EIFF 2014: The Skeleton Twins review
Kristen Wiig and Bill Hader take centre stage for The Skeleton Twins, a dark, funny comedy with plenty going for it...
While Bridesmaids allowed Kristen Wiig to provide a platform for herself as a lead, it might come as a surprise to find that her co-star here – Bill Hader – has never played one himself. Like Wiig, you may recognise him from Saturday Night Live or from myriad supporting and scene stealing roles in other comedies.
The Skeleton Twins sees Wiig and Hader play twins – Maggie and Milo – whose lives have not worked out as they’d hoped. After seeing each other for the first time in ten years, they rekindle their bond and try to support each other as their lives continue to fall apart. Due to their years of working together, Wiig and Hader’s relationship as brother and sister is hugely plausible. Aided by their comic abilities – and a little improv – the script (by Black Swan‘s Mark Heyman and director Craig Smith) is consistently funny and moving, revelling in the grey areas and complexities of the characters and laughing morbidly at the darkness that ensues.

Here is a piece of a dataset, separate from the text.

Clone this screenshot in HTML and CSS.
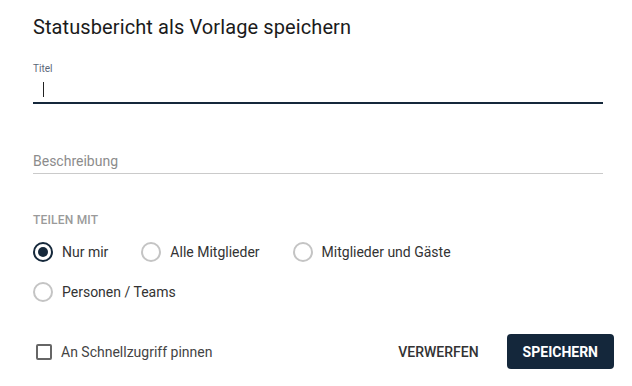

Make no mistake, this is a dark film, but it’s so well balanced that the comedy elements blend into dramatic moments, and it’s entertaining enough that you can overlook its occasionally contrived narrative. There are a few ‘and then’ storytelling moments which aren’t explained in the final cut, though given Smith’s explanation of a few subplot revolutions being excised in editing, it’s possible that these were explained in earlier versions of the film. Still, in a key scene it is somewhat inexplicable that one character knows another’s location and is able to get there in such a timeframe. Most people, though, will be willing to allow this under narrative necessity, because the characters are so likeable even for all their faults.
The characterisation is completely successful, the script’s main strength, and are carried off with aplomb by the cast. Luke Wilson’s as good as he’s ever been as Lance, Maggie’s husband. Initially coming across as something of a jock, Wilson manages to make his mannerisms comical but ultimately endearing, convincing us that he’s a nice guy, even if you don’t believe Maggie’s initial insistence. This transition is all the more effective when something serious happens to him. Ty Burrell, fresh from being the best human in the last Muppets film, plays against his Modern Family role as Milo’s ex-teacher in a largely serious part.
In terms of awards ceremonies and Oscars, the film’s innate funniness may count against it, because comedies only get to win awards if they’re made by Scorsese and are about utter dickheads. Nonetheless, it’s worth noting that comedians often make great actors (unsurprisingly considering their extensive sketch and stand up performance requirements), and being given more dramatic roles than usual sees Wiig and Hader excel.
Hader, playing a depressed gay man, has the air of the eternal little brother about him: snickersome, mischievous, impetuous. He imbues him with a slight camp both in voice and body language, but what’ll mainly stay with you is the morbid snark. Wiig’s Maggie is, if anything, even better at deluding herself, more withdrawn but also more conventional and less likely to rub people up the wrong way. While Milo gets the funnier quips, Wiig has to do the majority of the emotional heavy lifting (though that’s not to say Hader doesn’t demonstrate range). Overall, though, they’re at their best while complimenting each other. The actors, like the family unit they’re portraying, are stronger together, culminating in an unforgettable scene involving turning up the volume on an Eighties classic (a song, not Steven Seagal).
Ultimately the balance between a plausible ending and a happy one isn’t quite balanced as well as the rest of the movie, but his second film marks Craig Smith out as someone whose dialogue and gift for nuanced characterisation exceeds many of his contemporaries in American comedy. Certainly here the strength of the central sibling pairing is going to produce a strong response in anyone with a similar relationship, but there’s more to all of these people than that. Even the darkest of the characters has a moment that invites sympathy.
There are many positives in The Skeleton Twins, some of which stem from what it is not. It isn’t reliant on improvisation (Smith apparently cut some excellent improv for character reasons), and manages to make you interested in difficult people, none of whom are obnoxious or loud. Its characters are adults, trying to make their lives work, and not eternal children. Its happy ending is not your standard one.
It might change your life, it might not (except, obviously, in the technical sense of having done something for two hours), but Skeleton Twins will definitely make ‘em laugh, and it will probably make ‘em cry.
The Skeleton Twins screened at the Edinburgh International Film Festival.